Data
-- Start --

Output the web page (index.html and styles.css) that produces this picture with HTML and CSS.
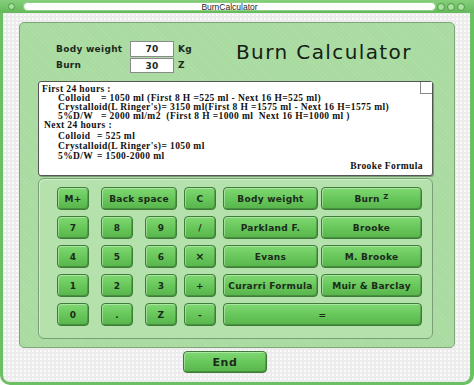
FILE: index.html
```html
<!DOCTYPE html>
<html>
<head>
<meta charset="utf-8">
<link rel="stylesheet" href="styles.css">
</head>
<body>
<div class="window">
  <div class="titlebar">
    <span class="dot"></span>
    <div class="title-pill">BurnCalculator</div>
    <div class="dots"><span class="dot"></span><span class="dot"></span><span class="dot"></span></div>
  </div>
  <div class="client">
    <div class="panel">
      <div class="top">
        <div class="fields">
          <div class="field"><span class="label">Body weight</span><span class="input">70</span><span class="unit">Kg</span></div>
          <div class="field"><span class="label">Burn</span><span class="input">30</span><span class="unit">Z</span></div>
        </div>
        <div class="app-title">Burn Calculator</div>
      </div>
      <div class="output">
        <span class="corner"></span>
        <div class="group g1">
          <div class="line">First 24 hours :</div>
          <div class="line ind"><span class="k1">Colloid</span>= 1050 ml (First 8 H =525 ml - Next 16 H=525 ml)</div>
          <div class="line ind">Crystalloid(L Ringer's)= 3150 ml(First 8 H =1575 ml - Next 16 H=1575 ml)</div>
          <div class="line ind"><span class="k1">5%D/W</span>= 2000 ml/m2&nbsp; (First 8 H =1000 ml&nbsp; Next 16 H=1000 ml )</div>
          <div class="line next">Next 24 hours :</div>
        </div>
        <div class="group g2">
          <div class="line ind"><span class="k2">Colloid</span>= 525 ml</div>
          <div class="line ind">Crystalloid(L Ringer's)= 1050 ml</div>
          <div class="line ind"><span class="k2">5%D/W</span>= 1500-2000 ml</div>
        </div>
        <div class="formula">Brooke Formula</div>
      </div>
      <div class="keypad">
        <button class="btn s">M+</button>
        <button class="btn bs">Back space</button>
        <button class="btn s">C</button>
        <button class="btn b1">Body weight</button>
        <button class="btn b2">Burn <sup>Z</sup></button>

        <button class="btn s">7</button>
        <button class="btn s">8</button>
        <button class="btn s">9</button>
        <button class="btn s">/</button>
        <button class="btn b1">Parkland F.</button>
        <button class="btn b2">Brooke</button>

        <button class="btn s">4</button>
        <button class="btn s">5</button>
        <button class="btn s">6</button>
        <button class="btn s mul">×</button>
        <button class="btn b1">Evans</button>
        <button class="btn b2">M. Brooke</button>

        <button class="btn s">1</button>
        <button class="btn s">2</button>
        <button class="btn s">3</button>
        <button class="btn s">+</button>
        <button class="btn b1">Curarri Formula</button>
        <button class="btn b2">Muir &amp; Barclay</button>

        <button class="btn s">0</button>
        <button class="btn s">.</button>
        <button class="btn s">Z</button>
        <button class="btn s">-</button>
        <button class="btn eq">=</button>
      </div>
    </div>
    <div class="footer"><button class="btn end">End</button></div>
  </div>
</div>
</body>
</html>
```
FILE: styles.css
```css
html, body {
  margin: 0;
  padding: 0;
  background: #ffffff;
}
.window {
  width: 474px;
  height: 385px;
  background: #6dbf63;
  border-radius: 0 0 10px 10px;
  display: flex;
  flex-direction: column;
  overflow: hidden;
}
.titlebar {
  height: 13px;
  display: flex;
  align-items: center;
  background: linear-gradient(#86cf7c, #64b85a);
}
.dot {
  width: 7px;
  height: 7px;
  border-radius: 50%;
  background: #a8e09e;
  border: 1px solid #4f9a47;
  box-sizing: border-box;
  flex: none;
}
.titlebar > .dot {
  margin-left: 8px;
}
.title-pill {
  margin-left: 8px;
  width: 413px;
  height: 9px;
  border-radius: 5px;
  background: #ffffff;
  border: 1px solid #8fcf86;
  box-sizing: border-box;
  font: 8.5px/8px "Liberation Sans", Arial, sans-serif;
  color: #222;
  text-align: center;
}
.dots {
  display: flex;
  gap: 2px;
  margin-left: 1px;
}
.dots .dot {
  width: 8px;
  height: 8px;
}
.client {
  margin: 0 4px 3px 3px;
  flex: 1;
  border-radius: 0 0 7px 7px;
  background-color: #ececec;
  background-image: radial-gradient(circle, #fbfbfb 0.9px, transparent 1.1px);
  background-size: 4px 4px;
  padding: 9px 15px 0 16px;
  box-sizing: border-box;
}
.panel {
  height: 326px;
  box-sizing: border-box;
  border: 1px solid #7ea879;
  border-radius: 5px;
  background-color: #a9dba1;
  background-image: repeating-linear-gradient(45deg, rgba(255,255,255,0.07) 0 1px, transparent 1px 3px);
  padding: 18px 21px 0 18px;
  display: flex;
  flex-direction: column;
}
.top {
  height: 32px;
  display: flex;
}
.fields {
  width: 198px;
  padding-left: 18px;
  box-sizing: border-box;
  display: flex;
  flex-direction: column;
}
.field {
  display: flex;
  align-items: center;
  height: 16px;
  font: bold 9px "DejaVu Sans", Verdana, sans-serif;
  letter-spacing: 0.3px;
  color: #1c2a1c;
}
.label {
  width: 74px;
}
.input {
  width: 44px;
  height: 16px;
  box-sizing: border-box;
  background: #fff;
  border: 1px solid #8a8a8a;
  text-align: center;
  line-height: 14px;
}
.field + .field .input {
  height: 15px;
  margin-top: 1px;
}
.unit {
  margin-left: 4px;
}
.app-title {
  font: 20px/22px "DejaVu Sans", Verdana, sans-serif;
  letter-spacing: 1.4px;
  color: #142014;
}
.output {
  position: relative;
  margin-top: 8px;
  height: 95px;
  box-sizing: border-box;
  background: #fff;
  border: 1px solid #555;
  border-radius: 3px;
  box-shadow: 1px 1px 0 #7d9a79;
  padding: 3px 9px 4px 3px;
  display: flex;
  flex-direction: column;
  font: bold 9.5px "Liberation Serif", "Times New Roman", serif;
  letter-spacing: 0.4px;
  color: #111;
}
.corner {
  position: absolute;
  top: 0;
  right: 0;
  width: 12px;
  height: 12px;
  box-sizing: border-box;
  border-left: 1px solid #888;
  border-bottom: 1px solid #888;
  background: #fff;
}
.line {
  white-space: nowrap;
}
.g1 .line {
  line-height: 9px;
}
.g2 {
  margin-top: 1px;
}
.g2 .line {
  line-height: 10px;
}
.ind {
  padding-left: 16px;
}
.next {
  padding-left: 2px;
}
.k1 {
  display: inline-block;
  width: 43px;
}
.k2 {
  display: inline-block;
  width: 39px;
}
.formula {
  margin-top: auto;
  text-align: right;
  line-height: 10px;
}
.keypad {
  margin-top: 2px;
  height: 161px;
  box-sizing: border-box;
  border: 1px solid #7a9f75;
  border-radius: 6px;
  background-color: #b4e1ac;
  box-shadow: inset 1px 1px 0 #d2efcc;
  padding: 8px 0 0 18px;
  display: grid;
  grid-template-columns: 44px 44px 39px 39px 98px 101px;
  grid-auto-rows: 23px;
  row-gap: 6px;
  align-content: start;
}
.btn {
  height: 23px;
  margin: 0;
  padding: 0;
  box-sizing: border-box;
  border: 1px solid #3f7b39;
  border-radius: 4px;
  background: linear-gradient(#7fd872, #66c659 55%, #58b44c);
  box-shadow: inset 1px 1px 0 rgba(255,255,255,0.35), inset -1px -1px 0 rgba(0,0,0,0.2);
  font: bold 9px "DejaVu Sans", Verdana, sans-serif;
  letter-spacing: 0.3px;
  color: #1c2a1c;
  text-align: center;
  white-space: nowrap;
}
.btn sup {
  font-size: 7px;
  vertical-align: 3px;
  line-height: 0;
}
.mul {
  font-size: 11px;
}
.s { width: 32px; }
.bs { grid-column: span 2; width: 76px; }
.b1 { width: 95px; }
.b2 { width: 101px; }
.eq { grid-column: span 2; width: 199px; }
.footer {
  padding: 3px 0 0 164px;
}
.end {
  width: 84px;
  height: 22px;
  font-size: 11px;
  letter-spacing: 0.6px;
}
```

-- End --

Problem
Search the material above for "index". Pull out each line where it shows up.

In response
Output the web page (index.html and styles.css) that produces this picture with HTML and CSS.
FILE: index.html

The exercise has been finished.